The Standards
Editorial Ethics & Independence
The rules we wrote down, so readers can hold us to them.
The principle.
The Magnolia Standard is independent, bilingual, positive-first local journalism for Magnolia, Texas and the towns around it. The paper's only loyalty is to its readers. That sentence is short on purpose. Everything below is just the work of keeping it true.
Stealth launch · why every byline now reads "The Magnolia Standard."
For our first three months, every story we publish is signed "The Magnolia Standard." No personal names anywhere — not on the website, not in the newsletter, not in the print edition. The paper is the byline. This is intentional.
Why. Local journalism gets judged by names first and standards second. We want it the other way around. Opening under an institutional byline forces every reader to evaluate the work on its own merits — the reporting, the accuracy, the 80/20 mix, the bilingual cadence — before they ever know who put it together. If the paper is good, the work will say so on its own.

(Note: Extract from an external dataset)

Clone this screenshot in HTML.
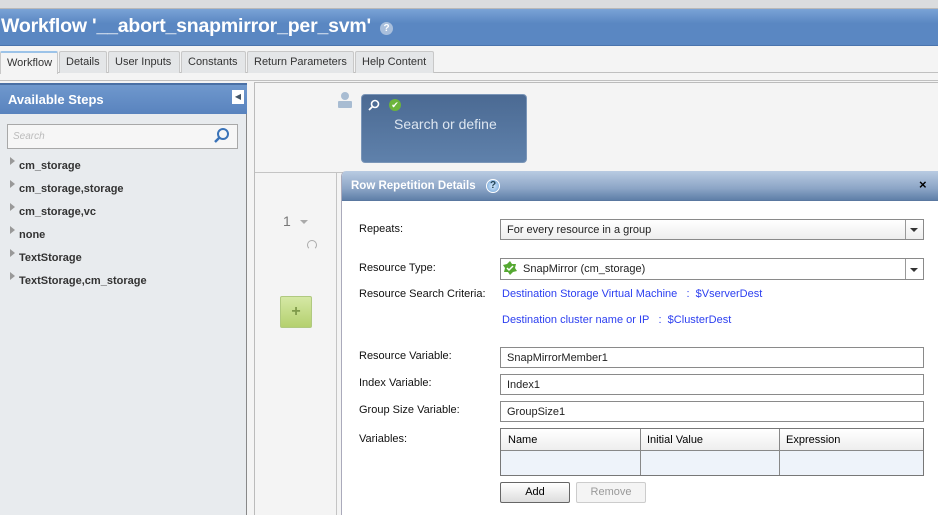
<!DOCTYPE html>
<html><head><style>
*{box-sizing:border-box;margin:0;padding:0}
body{width:938px;height:515px;overflow:hidden;background:#f4f4f4;font-family:"Liberation Sans",Tahoma,sans-serif;position:relative;font-size:12px;color:#000}
.abs{position:absolute}
.tab{position:absolute;top:51px;height:22px;border:1px solid #c8c8c8;border-bottom:none;background:#e4e6e8;font-size:11px;color:#333;padding:4px 6px 0;border-radius:2px 2px 0 0}
.lbl{position:absolute;left:359px;font-size:11px;color:#111}
.inp{position:absolute;left:500px;width:424px;height:21px;border:1px solid #8a8a8a;background:#fff;font-size:11px;padding:4px 6px;color:#222}
.tree{position:absolute;left:19px;font-size:11px;font-weight:bold;color:#333}
.tri{position:absolute;left:10px;width:0;height:0;border-left:5px solid #999;border-top:4px solid transparent;border-bottom:4px solid transparent}
.link{position:absolute;font-size:11px;color:#2b3ef0}
</style></head><body>
<div class="abs" style="left:0;top:0;width:938px;height:9px;background:#dadcde;border-bottom:1px solid #b8b8b8"></div>
<div class="abs" style="left:0;top:9px;width:938px;height:37px;background:linear-gradient(#7aa3d6,#5a87c2 40%,#5a87c2);border-bottom:1px solid #4a74ad"></div>
<div class="abs" style="left:1px;top:15px;font-size:19.5px;font-weight:bold;color:#fff;letter-spacing:-0.2px">Workflow '__abort_snapmirror_per_svm'</div>
<div class="abs" style="left:380px;top:22px;width:13px;height:13px;border-radius:50%;background:#a9bfdc;color:#fff;font-size:10px;font-weight:bold;text-align:center;line-height:13px">?</div>
<div class="abs" style="left:0;top:72px;width:938px;height:1px;background:#c0c0c0"></div>
<div class="tab" style="left:0;width:58px;background:#f4f4f4;height:23px;border-top:2px solid #9cc3e8">Workflow</div>
<div class="tab" style="left:59px;width:48px">Details</div>
<div class="tab" style="left:108px;width:72px">User Inputs</div>
<div class="tab" style="left:181px;width:65px">Constants</div>
<div class="tab" style="left:247px;width:107px">Return Parameters</div>
<div class="tab" style="left:355px;width:79px">Help Content</div>
<div class="abs" style="left:0;top:80px;width:938px;height:1px;background:#c0c0c0"></div>
<!-- left panel -->
<div class="abs" style="left:0;top:83px;width:247px;height:432px;background:#e8ebee;border-right:1px solid #888"></div>
<div class="abs" style="left:0;top:83px;width:247px;height:31px;background:linear-gradient(#6f98cd,#5983be);border-top:2px solid #4a70a5"></div>
<div class="abs" style="left:8px;top:92px;font-size:13px;font-weight:bold;color:#fff">Available Steps</div>
<div class="abs" style="left:232px;top:90px;width:12px;height:14px;background:#fff;color:#456;font-size:8px;text-align:center;line-height:14px">◀</div>
<div class="abs" style="left:7px;top:124px;width:231px;height:25px;border:1px solid #a8a8a8;background:#f6f6f6"></div>
<div class="abs" style="left:13px;top:131px;font-size:10px;font-style:italic;color:#bbb">Search</div>
<svg class="abs" style="left:213px;top:127px" width="18" height="18"><circle cx="10" cy="7" r="5" fill="none" stroke="#3a73b8" stroke-width="2"/><line x1="6.5" y1="10.5" x2="2" y2="15" stroke="#3a73b8" stroke-width="2.5"/></svg>
<div class="tri" style="top:157px"></div><div class="tree" style="top:160px">cm_storage</div>
<div class="tri" style="top:180px"></div><div class="tree" style="top:183px">cm_storage,storage</div>
<div class="tri" style="top:203px"></div><div class="tree" style="top:206px">cm_storage,vc</div>
<div class="tri" style="top:226px"></div><div class="tree" style="top:229px">none</div>
<div class="tri" style="top:249px"></div><div class="tree" style="top:252px">TextStorage</div>
<div class="tri" style="top:272px"></div><div class="tree" style="top:275px">TextStorage,cm_storage</div>
<!-- canvas -->
<div class="abs" style="left:254px;top:82px;width:684px;height:433px;background:#f4f4f4;border-left:1px solid #bbb;border-top:1px solid #bbb"></div>
<div class="abs" style="left:255px;top:172px;width:683px;height:1px;background:#c4c4c4"></div>
<div class="abs" style="left:336px;top:173px;width:1px;height:342px;background:#c4c4c4"></div>
<svg class="abs" style="left:337px;top:91px" width="16" height="18"><circle cx="8" cy="5" r="4" fill="#a8bcd2"/><rect x="1" y="10" width="14" height="7" rx="1" fill="#a8bcd2"/></svg>
<div class="abs" style="left:361px;top:94px;width:166px;height:69px;border-radius:4px;background:linear-gradient(#4b6a93,#5f81ab);border:1px solid #7b96b8"></div>
<svg class="abs" style="left:367px;top:99px" width="14" height="14"><circle cx="8" cy="5" r="3.5" fill="none" stroke="#fff" stroke-width="1.6"/><line x1="5.5" y1="7.5" x2="2" y2="11" stroke="#fff" stroke-width="1.8"/></svg>
<div class="abs" style="left:389px;top:99px;width:12px;height:12px;border-radius:50%;background:#6cb43c;color:#fff;font-size:9px;text-align:center;line-height:12px">✔</div>
<div class="abs" style="left:394px;top:116px;font-size:14px;color:#dde6f0">Search or define</div>
<div class="abs" style="left:283px;top:213px;font-size:14px;color:#777">1</div>
<div class="abs" style="left:300px;top:220px;border-top:4px solid #aaa;border-left:4px solid transparent;border-right:4px solid transparent"></div>
<div class="abs" style="left:307px;top:240px;width:10px;height:10px;border:1.5px solid #aaa;border-radius:50%;border-bottom-color:transparent"></div>
<div class="abs" style="left:280px;top:296px;width:32px;height:32px;background:linear-gradient(#d5e8a5,#b4d06e);border:1px solid #b0c980;border-radius:2px;color:#7f9a4a;font-size:16px;text-align:center;line-height:30px;font-weight:bold">+</div>
<!-- dialog -->
<div class="abs" style="left:341px;top:171px;width:597px;height:344px;background:#fff;border-left:1px solid #aab;border-radius:5px 0 0 0;overflow:hidden">
<div style="height:30px;background:linear-gradient(#b9cbe2,#8ca5c6 60%,#5f7fa8);border-bottom:1px solid #5a78a0"></div>
</div>
<div class="abs" style="left:351px;top:180px;font-size:11.5px;font-weight:bold;color:#fff">Row Repetition Details</div>
<div class="abs" style="left:486px;top:179px;width:14px;height:14px;border-radius:50%;background:radial-gradient(#d8ecff,#6a9fd4);border:1px solid #fff;color:#245;font-size:10px;font-weight:bold;text-align:center;line-height:12px">?</div>
<div class="abs" style="left:919px;top:177px;font-size:13px;font-weight:bold;color:#000">×</div>
<div class="lbl" style="top:223px">Repeats:</div>
<div class="inp" style="top:219px;height:21px;background:linear-gradient(#fff,#eee)">For every resource in a group</div>
<div class="abs" style="left:905px;top:220px;width:18px;height:19px;border-left:1px solid #999"></div>
<div class="abs" style="left:910px;top:228px;border-top:4px solid #333;border-left:4px solid transparent;border-right:4px solid transparent"></div>
<div class="lbl" style="top:262px">Resource Type:</div>
<div class="inp" style="top:258px;height:22px;padding-left:22px">SnapMirror (cm_storage)</div>
<svg class="abs" style="left:503px;top:261px" width="14" height="14"><polygon points="7,0 9,3 13,3 12,7 14,10 10,11 7,14 5,11 1,11 2,7 0,4 4,3" fill="#55a832"/><path d="M4 7l2 2 4-4" stroke="#fff" stroke-width="1.5" fill="none"/></svg>
<div class="abs" style="left:905px;top:259px;width:18px;height:20px;border-left:1px solid #999"></div>
<div class="abs" style="left:910px;top:268px;border-top:4px solid #333;border-left:4px solid transparent;border-right:4px solid transparent"></div>
<div class="lbl" style="top:288px">Resource Search Criteria:</div>
<div class="link" style="left:502px;top:288px">Destination Storage Virtual Machine&nbsp;&nbsp;&nbsp;:&nbsp;&nbsp;$VserverDest</div>
<div class="link" style="left:502px;top:314px">Destination cluster name or IP&nbsp;&nbsp;&nbsp;:&nbsp;&nbsp;$ClusterDest</div>
<div class="lbl" style="top:350px">Resource Variable:</div>
<div class="inp" style="top:347px">SnapMirrorMember1</div>
<div class="lbl" style="top:377px">Index Variable:</div>
<div class="inp" style="top:374px">Index1</div>
<div class="lbl" style="top:404px">Group Size Variable:</div>
<div class="inp" style="top:401px">GroupSize1</div>
<div class="lbl" style="top:433px">Variables:</div>
<div class="abs" style="left:500px;top:428px;width:424px;height:48px;border:1px solid #777;background:#eef3fa"></div>
<div class="abs" style="left:501px;top:429px;width:422px;height:22px;background:linear-gradient(#fff,#eee);border-bottom:1px solid #888"></div>
<div class="abs" style="left:640px;top:429px;width:1px;height:46px;background:#888"></div>
<div class="abs" style="left:779px;top:429px;width:1px;height:46px;background:#888"></div>
<div class="abs" style="left:508px;top:434px;font-size:11px">Name</div>
<div class="abs" style="left:647px;top:434px;font-size:11px">Initial Value</div>
<div class="abs" style="left:786px;top:434px;font-size:11px">Expression</div>
<div class="abs" style="left:500px;top:482px;width:70px;height:21px;border:1px solid #666;border-radius:2px;background:linear-gradient(#fff,#ddd);font-size:11px;text-align:center;line-height:19px">Add</div>
<div class="abs" style="left:576px;top:482px;width:70px;height:21px;border:1px solid #ccc;border-radius:2px;background:#f4f4f4;color:#999;font-size:11px;text-align:center;line-height:19px">Remove</div>
</body></html>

Why it isn't "anonymous." An institutional byline is the same thing the Associated Press uses on wire copy and what most papers use on masthead editorials. It is a recognized journalism convention — the publication owns the work as the publication. It is fundamentally different from a fake personal byline ("by Some Made-Up Person"), which is the form readers and search engines rightly distrust. We never use fake personal bylines.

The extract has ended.